Ma tutte le stranezze, tutte le anomalie, hanno una spiegazione, non sono effetto di fenomeni paranormali. Lungi dal voler attribuire in anticipo qualsivoglia colpevolezza a chicchessia, una cosa è certa: le recenti intercettazioni telefoniche disposte dalla magistratura rivelano allarmanti intrecci fra politica e finanza. Un mondo sottobanco (o sotto-banche) fluido, filamentoso, multiforme e proteiforme, un alien i cui gangli vitali interagiscono e si alimentano a vicenda: una vera «società multicolore». Sorpresa? Non troppo, per chi ricorda quello che già è successo in Italia. Per chi ricorda Sindona, Marcinkus, il Banco Ambrosiano, Calvi. Per chi ricorda il Caf. Per chi ricorda i metodi del craxismo. Per chi ricorda Mani pulite (poi mozzate dalla classe politica tutta).

Ma facciamo finta che l'Italia sia un paese normale. Facciamo finta che certi accoppiamenti poco giudiziosi non siano mai avvenuti, che tutto si svolga in una trasparenza almeno relativa, come si svolge nel resto dei paesi civili europei o nelle temute socialdemocrazie scandinave.
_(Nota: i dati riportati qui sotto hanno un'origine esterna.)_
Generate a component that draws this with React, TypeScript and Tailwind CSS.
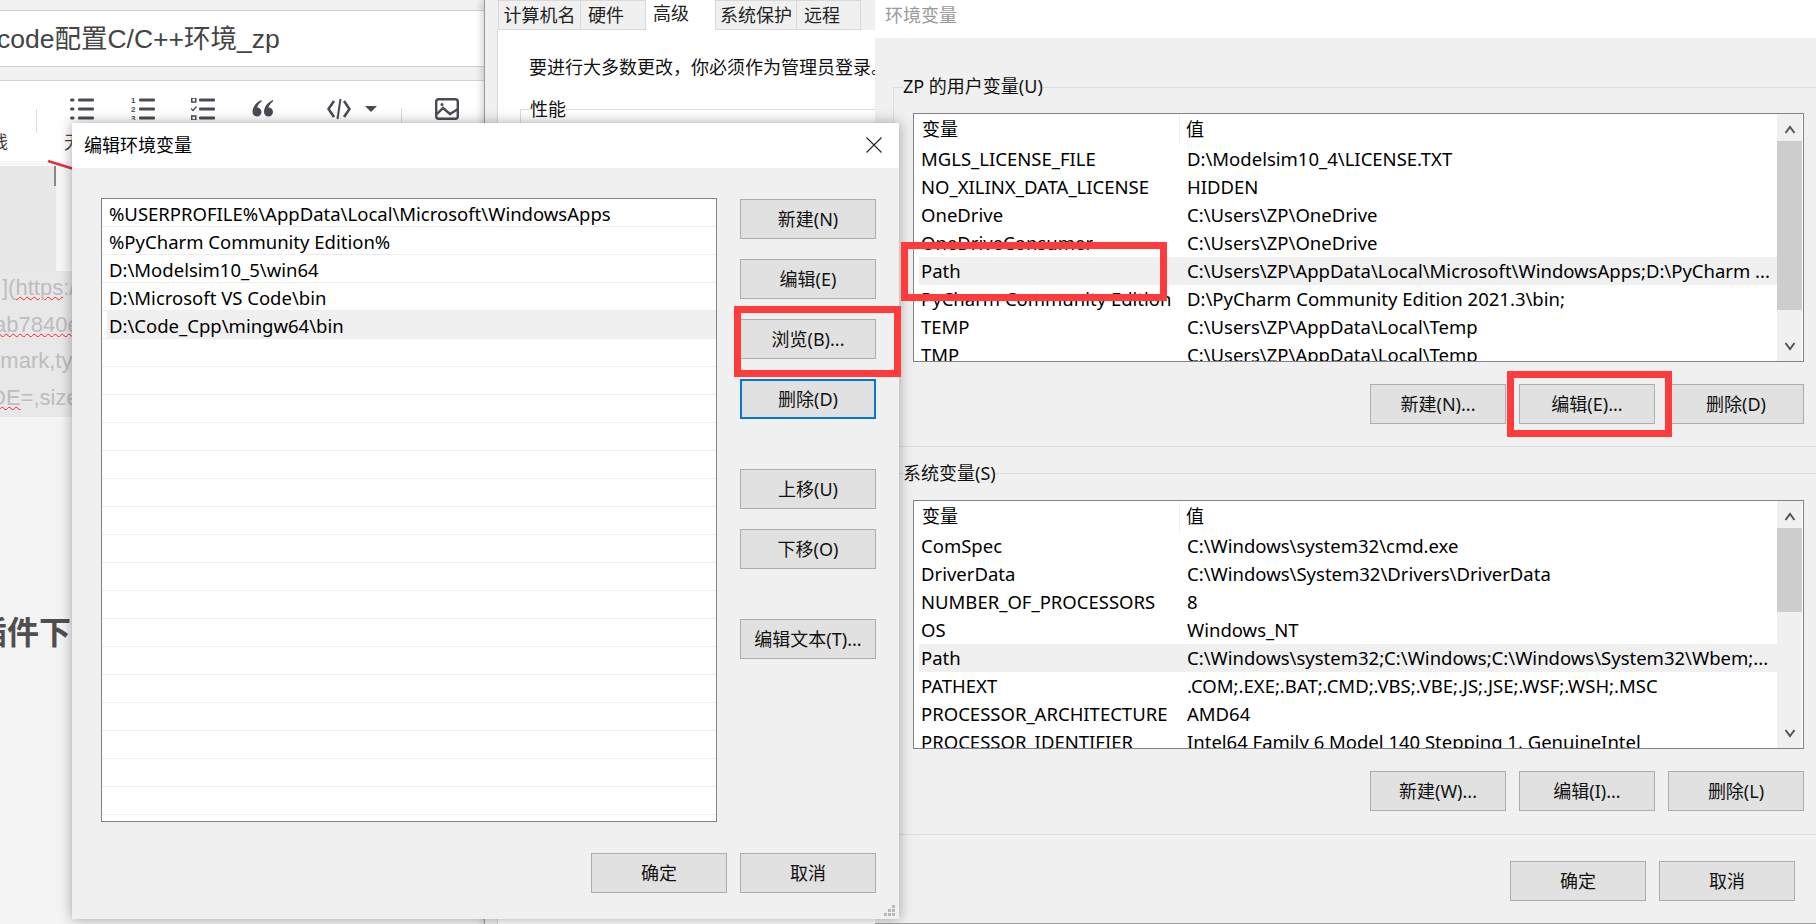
import { ReactNode } from "react";

const FONT = "font-['Noto_Sans','Noto_Sans_CJK_SC',sans-serif]";

const userVars = [
  ["MGLS_LICENSE_FILE", "D:\\Modelsim10_4\\LICENSE.TXT"],
  ["NO_XILINX_DATA_LICENSE", "HIDDEN"],
  ["OneDrive", "C:\\Users\\ZP\\OneDrive"],
  ["OneDriveConsumer", "C:\\Users\\ZP\\OneDrive"],
  ["Path", "C:\\Users\\ZP\\AppData\\Local\\Microsoft\\WindowsApps;D:\\PyCharm ..."],
  ["PyCharm Community Edition", "D:\\PyCharm Community Edition 2021.3\\bin;"],
  ["TEMP", "C:\\Users\\ZP\\AppData\\Local\\Temp"],
  ["TMP", "C:\\Users\\ZP\\AppData\\Local\\Temp"],
];

const systemVars = [
  ["ComSpec", "C:\\Windows\\system32\\cmd.exe"],
  ["DriverData", "C:\\Windows\\System32\\Drivers\\DriverData"],
  ["NUMBER_OF_PROCESSORS", "8"],
  ["OS", "Windows_NT"],
  ["Path", "C:\\Windows\\system32;C:\\Windows;C:\\Windows\\System32\\Wbem;..."],
  ["PATHEXT", ".COM;.EXE;.BAT;.CMD;.VBS;.VBE;.JS;.JSE;.WSF;.WSH;.MSC"],
  ["PROCESSOR_ARCHITECTURE", "AMD64"],
  ["PROCESSOR_IDENTIFIER", "Intel64 Family 6 Model 140 Stepping 1, GenuineIntel"],
];

const pathRows = [
  "%USERPROFILE%\\AppData\\Local\\Microsoft\\WindowsApps",
  "%PyCharm Community Edition%",
  "D:\\Modelsim10_5\\win64",
  "D:\\Microsoft VS Code\\bin",
  "D:\\Code_Cpp\\mingw64\\bin",
  ...Array(17).fill(""),
];

function WinButton({ children, focused }: { children: ReactNode; focused?: boolean }) {
  return (
    <div
      className={`w-[136px] h-10 flex items-center justify-center bg-[#e1e1e1] text-[18px] text-[#111] ${
        focused ? "border-2 border-[#0078d7]" : "border border-[#adadad]"
      }`}
    >
      {children}
    </div>
  );
}

function ListIcon({ kind }: { kind: "bullet" | "number" | "task" }) {
  return (
    <svg width="24" height="22" viewBox="0 0 24 22" className="shrink-0">
      {[2, 11, 20].map((y, i) => (
        <g key={y}>
          <rect x="8" y={y - 1.5} width="16" height="3" rx="1" fill="#4a4a55" />
          {kind === "bullet" && <rect x="0" y={y - 1.5} width="4.5" height="3" rx="1.5" fill="#4a4a55" />}
          {kind === "number" && (
            <text x="0" y={y + 3} fontSize="8" fontWeight="700" fill="#4a4a55" fontFamily="Liberation Sans">
              {i + 1}
            </text>
          )}
          {kind === "task" && i !== 1 && (
            <rect x="0.75" y={y - 2} width="4" height="4" fill="none" stroke="#4a4a55" strokeWidth="1.5" />
          )}
          {kind === "task" && i === 1 && <path d="M0 10.5l2 2 3.5-4" fill="none" stroke="#4a4a55" strokeWidth="1.3" />}
        </g>
      ))}
    </svg>
  );
}

function BlogEditor() {
  return (
    <div className="absolute left-0 top-0 w-[485px] h-[924px] bg-[#f4f4f4] overflow-hidden font-['Liberation_Sans','Noto_Sans_CJK_SC',sans-serif]">
      <div className="h-[10px] bg-[#f1f1f1]" />
      <div className="h-[57px] bg-white border-y border-[#cfcfcf] flex items-center pt-[3px]">
        <span className="text-[26.5px] text-[#444] -ml-[3px]">code配置C/C++环境_zp</span>
      </div>
      <div className="h-[13px] bg-[#f1f1f1]" />
      <div className="relative h-[81px] bg-white border-t border-[#d4d4d4]">
        <div className="absolute left-[70px] top-[17px] h-[22px] flex items-center">
          <ListIcon kind="bullet" />
          <div className="ml-[37px]"><ListIcon kind="number" /></div>
          <div className="ml-[36px]"><ListIcon kind="task" /></div>
          <svg width="22" height="20" viewBox="0 0 22 20" className="ml-[37px]">
            <path d="M9.5 1C5 3 0.5 7 0.5 13a4.5 4.5 0 1 0 4.5-4.5C6 5.5 8 3.5 9.5 2.5zM21 1c-4.5 2-9 6-9 12a4.5 4.5 0 1 0 4.5-4.5c1-3 3-5 4.5-6z" fill="#4a4a55" />
          </svg>
          <svg width="24" height="22" viewBox="0 0 24 22" fill="none" stroke="#4a4a55" strokeWidth="2.6" className="ml-[53px]">
            <path d="M7 3 1.5 11 7 19M17 3l5.5 8L17 19" />
            <path d="M13.5 1 10.5 21" strokeWidth="2" />
          </svg>
          <div className="ml-[14px] w-0 h-0 border-x-[6px] border-x-transparent border-t-[6px] border-t-[#4a4a55]" />
          <div className="ml-[24px] w-px h-[24px] bg-[#ddd] mt-[22px]" />
          <svg width="24" height="22" viewBox="0 0 24 22" fill="none" stroke="#4a4a55" strokeWidth="2.4" className="ml-[33px]">
            <rect x="1.2" y="1.2" width="21.6" height="19.6" rx="2.5" />
            <path d="M2 16 8 10l7 6 8-5" />
            <circle cx="7" cy="6.5" r="1.5" fill="#4a4a55" stroke="none" />
          </svg>
        </div>
        <div className="absolute left-[36px] top-[28px] w-px h-[24px] bg-[#ddd]" />
        <span className="absolute -left-[10px] top-[49px] text-[18px] text-[#444]">线</span>
        <span className="absolute left-[64px] top-[49px] text-[18px] text-[#444]">无</span>
      </div>
      <div className="relative h-[110px] flex bg-[#f7f7f7]">
        <div className="w-[56px] bg-[#e7e7e7] mt-[5px]" />
        <div className="absolute left-[54px] top-[5px] w-[1.5px] h-[20px] bg-[#888]" />
        <svg width="30" height="12" viewBox="0 0 30 12" fill="none" stroke="#e0313a" strokeWidth="2.5" className="absolute left-[46px] -top-[1px]">
          <path d="M2 1 28 9" />
        </svg>
      </div>
      <div className="w-[72px] h-[146px] bg-[#e8e8e8] overflow-hidden text-[22px] leading-[36.5px] text-[#bdbdbd] whitespace-nowrap">
        <div className="ml-[2px] -mt-[1px]">](<span className="underline decoration-wavy decoration-[#f22] decoration-1">https</span>:/</div>
        <div className="-ml-[6px]"><span className="underline decoration-wavy decoration-[#f22] decoration-1">ab7840e</span></div>
        <div className="-ml-[7px]">rmark,ty</div>
        <div className="-ml-[10px]"><span className="underline decoration-wavy decoration-[#f22] decoration-1">DE</span>=,size</div>
      </div>
      <div className="mt-[192px] text-[32px] font-bold text-[#4f4f4f] -ml-[25px] whitespace-nowrap">插件下载</div>
    </div>
  );
}

function SystemProps() {
  return (
    <div className={`absolute left-[484px] top-0 w-[391px] h-[924px] bg-[#f0f0f0] border-l border-[#9a9a9a] shadow-[-3px_0_6px_rgba(0,0,0,0.15)] ${FONT}`}>
      <div className="flex h-[30px] pl-[13px] pr-[2px] text-[18px] text-[#222]">
        <div className="w-[83px] border border-[#d9d9d9] bg-[#f0f0f0] flex items-center justify-center pt-[1px]">计算机名</div>
        <div className="w-[65px] border border-l-0 border-[#d9d9d9] bg-[#f0f0f0] flex items-center pl-[7px] pt-[1px]">硬件</div>
        <div className="w-[69px] bg-white pb-[3px] flex items-center pl-[7px]">高级</div>
        <div className="w-[82px] border border-[#d9d9d9] bg-[#f0f0f0] flex items-center justify-center pt-[1px]">系统保护</div>
        <div className="w-[64px] border border-l-0 border-[#d9d9d9] bg-[#f0f0f0] flex items-center pl-[7px] pt-[1px]">远程</div>
      </div>
      <div className="ml-[12px] h-[894px] bg-white border-l border-[#d9d9d9] pt-[25px] pl-[31px] overflow-hidden">
        <div className="text-[18px] text-[#111] whitespace-nowrap leading-[24px]">要进行大多数更改，你必须作为管理员登录。</div>
        <div className="relative mt-[30px] -ml-[9px] h-[60px] border-t border-l border-[#dcdcdc]">
          <span className="absolute left-[9px] -top-[13px] bg-white text-[18px] text-[#111] leading-[24px]">性能</span>
        </div>
      </div>
    </div>
  );
}

function PathDialog() {
  return (
    <div className={`absolute left-[72px] top-[123px] w-[827px] h-[796px] flex flex-col bg-[#f0f0f0] shadow-[0_0_12px_rgba(0,0,0,0.35)] ${FONT}`}>
      <div className="relative h-[45px] shrink-0 bg-white flex items-center pl-[12px] text-[18px] text-black">
        编辑环境变量
        <svg width="16" height="16" viewBox="0 0 16 16" fill="none" stroke="#222" strokeWidth="1.1" className="absolute right-[17px] top-[14px]">
          <path d="M0.5 0.5 15.5 15.5M15.5 0.5 0.5 15.5" />
        </svg>
      </div>
      <div className="relative flex-1 flex pl-[29px] pt-[30px]">
        <div className="w-[616px] h-[624px] bg-white border border-[#82828c] overflow-hidden">
          {pathRows.map((r, i) => (
            <div key={i} className="h-[28px] pl-[5px] border-b border-[#eeeeee]">
              <div className={`h-full pl-[2px] pt-[2px] flex items-center text-[18.5px] text-black whitespace-nowrap ${i === 4 ? "bg-[#f0f0f0]" : ""}`}>{r}</div>
            </div>
          ))}
        </div>
        <div className="ml-[23px] flex flex-col pt-[1px]">
          <WinButton>新建(N)</WinButton>
          <div className="mt-5"><WinButton>编辑(E)</WinButton></div>
          <div className="mt-5"><WinButton>浏览(B)...</WinButton></div>
          <div className="mt-5"><WinButton focused>删除(D)</WinButton></div>
          <div className="mt-[50px]"><WinButton>上移(U)</WinButton></div>
          <div className="mt-5"><WinButton>下移(O)</WinButton></div>
          <div className="mt-[50px]"><WinButton>编辑文本(T)...</WinButton></div>
        </div>
        <div className="absolute left-[519px] top-[685px] flex gap-[13px]">
          <WinButton>确定</WinButton>
          <WinButton>取消</WinButton>
        </div>
        <div className="absolute right-[4px] bottom-[3px] grid grid-cols-3 gap-[1px] w-[11px]">
          {[0, 0, 1, 0, 1, 1, 1, 1, 1].map((v, i) => (
            <div key={i} className={`w-[3px] h-[3px] ${v ? "bg-[#b8b8b8]" : ""}`} />
          ))}
        </div>
      </div>
    </div>
  );
}

function VarList({ rows }: { rows: string[][] }) {
  return (
    <div className="relative ml-[20px] w-[891px] h-[249px] bg-white border border-[#82828c] overflow-hidden">
      <div className="flex h-[31px] pr-[27px] text-[18px] text-black">
        <div className="w-[266px] pl-[8px] border-r border-[#eeeeee] flex items-center">变量</div>
        <div className="pl-[6px] flex items-center">值</div>
      </div>
      {rows.map(([k, v], i) => (
        <div key={k} className={`flex h-[28px] ml-[5px] mr-[26px] items-center text-[18.5px] text-black whitespace-nowrap overflow-hidden ${i === 4 ? "bg-[#f0f0f0]" : ""}`}>
          <div className="w-[261px] shrink-0 pl-[2px] overflow-hidden">{k}</div>
          <div className="pl-[7px]">{v}</div>
        </div>
      ))}
      <div className="absolute right-[1px] top-0 bottom-0 w-[25px] bg-[#f0f0f0] flex flex-col items-center">
        <svg width="12" height="10" viewBox="0 0 12 10" fill="none" stroke="#555" strokeWidth="2" className="mt-[11px]">
          <path d="M1.5 8 6 2l4.5 6" />
        </svg>
        <div className={`w-full mt-[6px] bg-[#cdcdcd] ${rows === userVars ? "h-[169px]" : "h-[84px]"}`} />
        <svg width="12" height="10" viewBox="0 0 12 10" fill="none" stroke="#555" strokeWidth="2" className="absolute bottom-[10px]">
          <path d="M1.5 2 6 8l4.5-6" />
        </svg>
      </div>
    </div>
  );
}

function EnvWindow() {
  return (
    <div className={`absolute left-[875px] top-0 w-[941px] h-[924px] flex flex-col bg-[#f0f0f0] border-b border-[#a0a0a0] ${FONT}`}>
      <div className="h-[38px] shrink-0 bg-white pl-[10px] pb-[7px] flex items-center text-[18px] text-[#999]">环境变量</div>
      <div className="relative h-[409px] shrink-0 border-b border-[#dddddd]">
        <div className="relative h-[75px] ml-[18px] border-t border-l border-[#dddddd] mt-[49px]">
          <span className="absolute left-[9px] -top-[14px] bg-[#f0f0f0] text-[18px] text-[#111] leading-[24px]">ZP 的用户变量(U)</span>
        </div>
        <div className="absolute left-[18px] top-[75px]">
          <VarList rows={userVars} />
        </div>
        <div className="absolute left-[495px] top-[346px] flex gap-[13px]">
          <WinButton>新建(N)...</WinButton>
          <WinButton>编辑(E)...</WinButton>
          <WinButton>删除(D)</WinButton>
        </div>
      </div>
      <div className="relative flex-1">
        <div className="absolute left-[18px] right-0 top-[26px] border-t border-[#dddddd]" />
        <span className="absolute left-[28px] top-[14px] bg-[#f0f0f0] text-[18px] text-[#111] leading-[24px]">系统变量(S)</span>
        <div className="absolute left-[18px] top-[53px]">
          <VarList rows={systemVars} />
        </div>
        <div className="absolute left-[495px] top-[324px] flex gap-[13px]">
          <WinButton>新建(W)...</WinButton>
          <WinButton>编辑(I)...</WinButton>
          <WinButton>删除(L)</WinButton>
        </div>
        <div className="absolute left-0 right-0 top-[387px] border-t border-[#dddddd]" />
        <div className="absolute left-[635px] top-[414px] flex gap-[13px]">
          <WinButton>确定</WinButton>
          <WinButton>取消</WinButton>
        </div>
      </div>
    </div>
  );
}

export default function App() {
  return (
    <div className="relative w-[1816px] h-[924px] overflow-hidden bg-[#f0f0f0]">
      <BlogEditor />
      <SystemProps />
      <EnvWindow />
      <PathDialog />
      {/* red annotation boxes */}
      <div className="absolute left-[901px] top-[242px] w-[266px] h-[59px] border-[7px] border-[#ff3b3b]" />
      <div className="absolute left-[1507px] top-[371px] w-[165px] h-[66px] border-[7px] border-[#ff3b3b]" />
      <div className="absolute left-[734px] top-[306px] w-[167px] h-[71px] border-[7px] border-[#ff3b3b]" />
    </div>
  );
}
Facciamo finta che le accuse di latinoamericanizzazione che giornali come l'Economist lanciano all'Italia siano frutto di pura maldicenza, e spostiamoci davvero in America Latina. El País del 13 agosto, nella sua rassegna stampa internazionale, riporta questo testo apparso sul quotidiano peruviano La República, intitolato Etica, corrupción y política e riferito al governo brasiliano. Traduco le righe finali: «Costa fatica pensare che Lula non fosse al corrente della corruzione. E gli stessi brasiliani sono rimasti di stucco allorché Lula ha assicurato che non sapeva niente dei movimenti del suo compagno e intimo amico José Dirceu. Le stesse persone che rivendicavano un esercizio etico della politica hanno organizzato o tollerato la corruzione degli oppositori con denaro di oscura provenienza. Ora che il vento della sinistra soffia con forza in almeno sette paesi dell'America Latina, è urgente che i suoi leader capiscano che la trasparenza è imprescindibile per chi aspira a essere portavoce delle cause del popolo».

Io non so se sull'Italia soffia un vento di sinistra o di destra, e poco importa in questo caso la direzione da cui proviene. So però che è un vento bolso e sabbioso, uno scirocco malsano che abbatte e demoralizza tutti quei cittadini (sono molti) che cominciano a sospettare che il simbolo che votano sulla scheda elettorale non contenga ideali o progetti, ma mascheri delle azioni bancarie (che ovviamente non hanno colore). Per quanto mi riguarda l'appello per un codice etico che con altri ho indirizzato a Romano Prodi concerne soprattutto questo punto. È vero che un codice etico non basta: certe caratteristiche antropologiche di una classe politica non si cambiano con un codice. Ma può essere un profilattico punto di partenza per evitare brutte sorprese. Ma questo Prodi lo sa meglio di noi, perché sa che stavolta deve evitare ad ogni costo brutte sorprese.